你是上帝惟一的手(4)

我怀中沾了水气因而格外沉重的杯子隐隐提醒我婚姻最隐秘的本质,而我的掌心握过花瓶纤丽的腰身,感觉它明澈的肌肤上一粒粒沁出冰凉水滴,滋润我沉在琐事里烦乱的心。因为不准备在本地举行仪式,我几乎没通知什么人,这意外的祝福就更让人温暖,整个阴雨天气都云破天青。

挹珠半晌问:“你始终不知道是谁送的?”

后来和月湄两人回想了许久,打了无数个电话,都猜不出是哪一位朋友如此关心我们,虽然遗憾,也只好当它是默默的祝福,惟一的回报便是更好地珍惜。我忽然想起,问:“会不会是月湄的朋友?挹珠,你知道吗?”

此后,除了吃饭,我难得与挹珠碰面。我将卧室让给她,自己用书房,屋里惯常静悄悄的没有声息,只偶尔听见轻轻的脚步声,消失了很久,空气中还余有陌生的气息,萦绕不去。然而时时处处,案上何时一杯飘香的清茶,随风送来半首低低哼出的歌,花瓶里又换了一束花,都在提醒我她的存在。
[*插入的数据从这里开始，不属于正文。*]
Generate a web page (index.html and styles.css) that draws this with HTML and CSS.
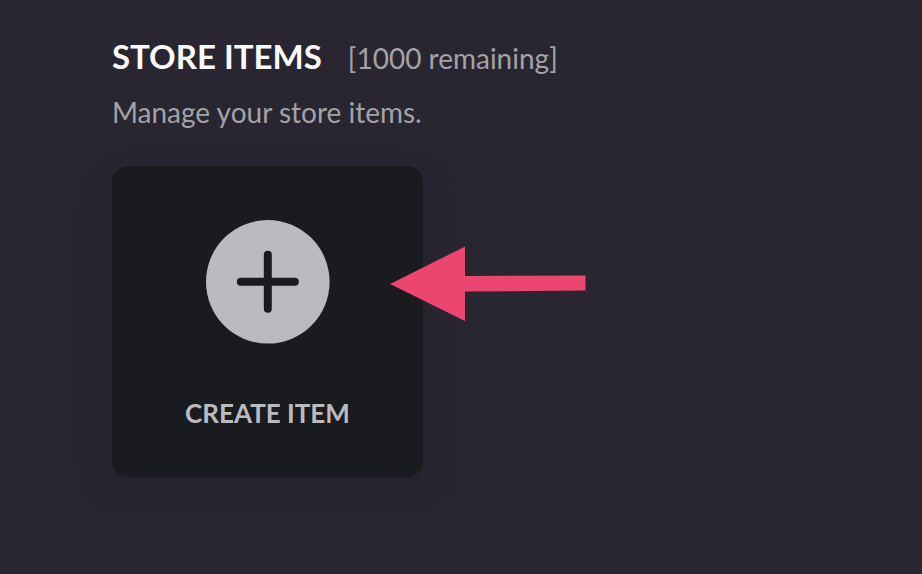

日子仿佛水龙头的漏水,一滴一滴似轻似重地滑落。一天该我上白班,却有同事打电话来与我换了班,正在桌前看书,挹珠拎着抹布推门进来,看见我在,有些失措。我连忙招呼她,“挹珠,过来坐坐,休息一下。”——我怎么会厚脸皮到要她做家务,却又不便阻止,怕她多心。

两人对坐,一时找不到话说,仲春菊花般金灿的阳光笼我们一身。她随手翻动我的书,“你在看什么?”然后她念出来,“《中华器官移植杂志》、《国外医学情报》,”口气里带一点诧异,“毕业这么几年了,你还在学习?”

反而是我不好意思,“这算什么学习?随便看一看,知道有哪些新药新技术,有些病有什么特效药,反正跟业务有关,了解一下对自己有好处。”

她好奇地问:“是不是每一种病都有一种药?一共有多少种病?”

我笑,摇头,“世界上有多少细菌和病毒?每种都是什么样子?”

我喟叹一声:“如果有人知道,就没有生病这回事了。”

她接着问:“那生病是什么?”

我一愣,倒真没想过这个问题。想了很久,大致地回答:“生病——就是和大家不一样。比方说白瘢风吧,不痛不痒,但是大家都没有,只有你有,那么就是你生病。反之大家都是这里白一块那里黑一块,那就不算生病了。”我终于找到了恰如其分的解释,“异于常态的状态就叫生病。”

她突然问:“那么爱情呢?爱情是不是病?”

我一怔,以为是句无碍大局的玩笑,然而她沉了又升起的眼睛——她在咀嚼回想的,是那个不知名的男人给她留下的伤害吧——回答得格外慎重,“每个人一生之中都会爱过一两次,是常态吧,挹珠,爱情不是病。”

她笑了,带点讥诮味道,“真的吗?那些奉父母之命的人,那些为房子结婚的人,那些年纪老大匆忙抓一个是一个的人,他们都爱过吗?”

我不同意,“挹珠,你太绝对了。”

她却突然问:“你呢?你爱月湄吗?”

我愕然,“当然,不然怎么会结婚。”

我不欲多谈,她却不肯放松,“你肯定是因为爱吗?不是亲切、熟悉,正好身边有这么个人?”

那一刻挹珠比我更像一个用淡漠口吻询问大小便、性生活的医生,无视对方全部的尴尬,而我却变成那个被审视、被观察、等待结论的病人。我不喜欢错位的感觉,故而反唇相讥,“你呢?你怎么跟那个男人在一起的呢?因为爱,还是别的?”